Recently, several federal initiatives have been announced
that attempt to realign incentives to hospitals, physicians and other
healthcare vendors to coordinate patient care.
The Medicare Shared Savings Program (“MSSP”) is one such effort. MSSP is essentially a three year voluntary
program that is intended to begin the shift from a volume based payment model
to a value or quality based model. It is
designed to pay Medicare providers on a fee for service basis, but to allow the
sharing of Medicare cost savings with these providers. To participate in the MSSP, the providers
must be members or owners in an Accountable Care Organization (“ACO”). Under the program, the ACO will receive a
portion of the cost savings generated (if any) to the Medicare program assuming
certain quality benchmarks are satisfied.
The ACO will be responsible for the distribution of the cost savings to the
various ACO participants. The goals of
MSSP are to provide better care for Medicare beneficiaries, better health for
the Medicare population and lower growth in program costs.
To function properly, an ACO must have access to sufficient
capital to invest in the necessary infrastructure that allows the coordination
of patient care, including significant investments in clinical and
administrative information systems and other enabling technologies. The capital investment required to operate an
ACO is substantial. Under current
guidance, ACO participants (hospitals, physicians, suppliers) must control the
organization. Physician participation is absolutely essential in order to
achieve the hoped for cost savings and coordination of patient care. However, independent physicians are unlikely
to have the funds needed to invest proportionately in an ACO relative to other
providers. Tax-exempt hospitals are prohibited from subsidizing the investment
of a private party.
In order to facilitate the formation of an ACO, general tax
and valuation principles allow a tiered capital structure.
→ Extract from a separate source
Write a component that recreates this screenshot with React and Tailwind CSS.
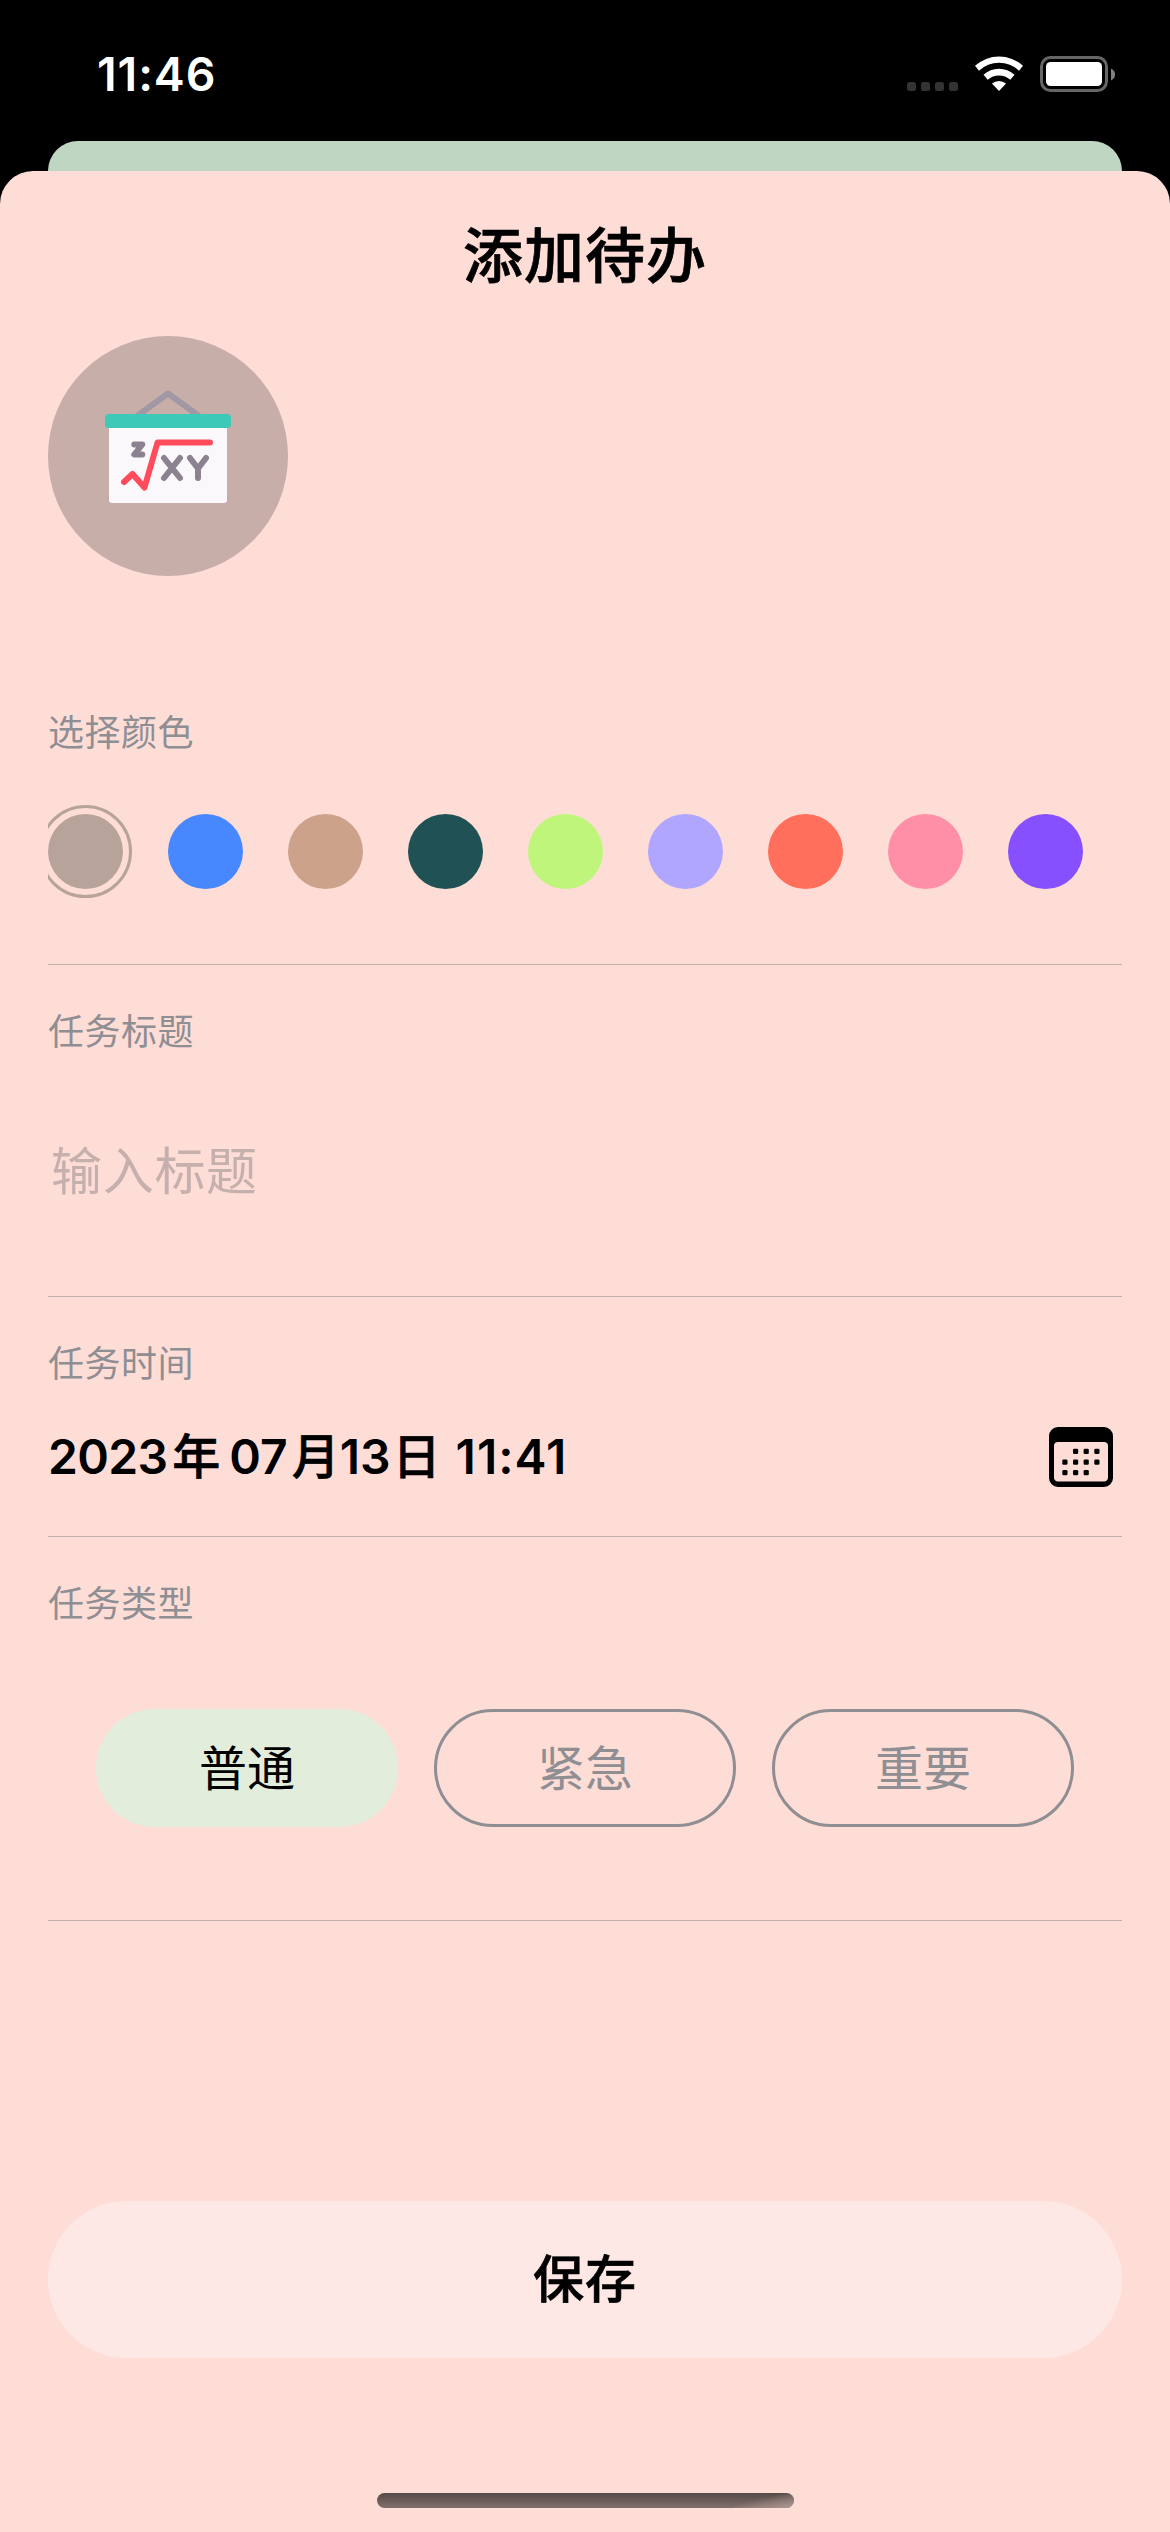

For example, an ACO
could issue preferred stock to certain participants and voting common stock to
all participants. The preferred stock
would possess economic rights, such as distribution and liquidation
preferences, that support a more substantial capital investment relative to the
investment in common stock. Physicians
would invest in common voting stock (as would all other ACO participants). Unfortunately, IRS guidance in this area is
not sufficiently clear to come to this conclusion when tax-exempt hospitals are
In order to allow the formation of ACOs and their operation
consistent with the intent of the MSSP, the IRS should clarify that the use of
tiered capital is acceptable if supported by proper valuation principles.
Otherwise, the capital investment required to operate an ACO will prevent many
physicians (and small tax-exempt hospitals) from participating. The MSSP is an
interesting Medicare experiment that could help move Medicare from the volume
based payment system that most everyone recognizes is broken. However, if physicians cannot afford to
participate, the experiment will fail.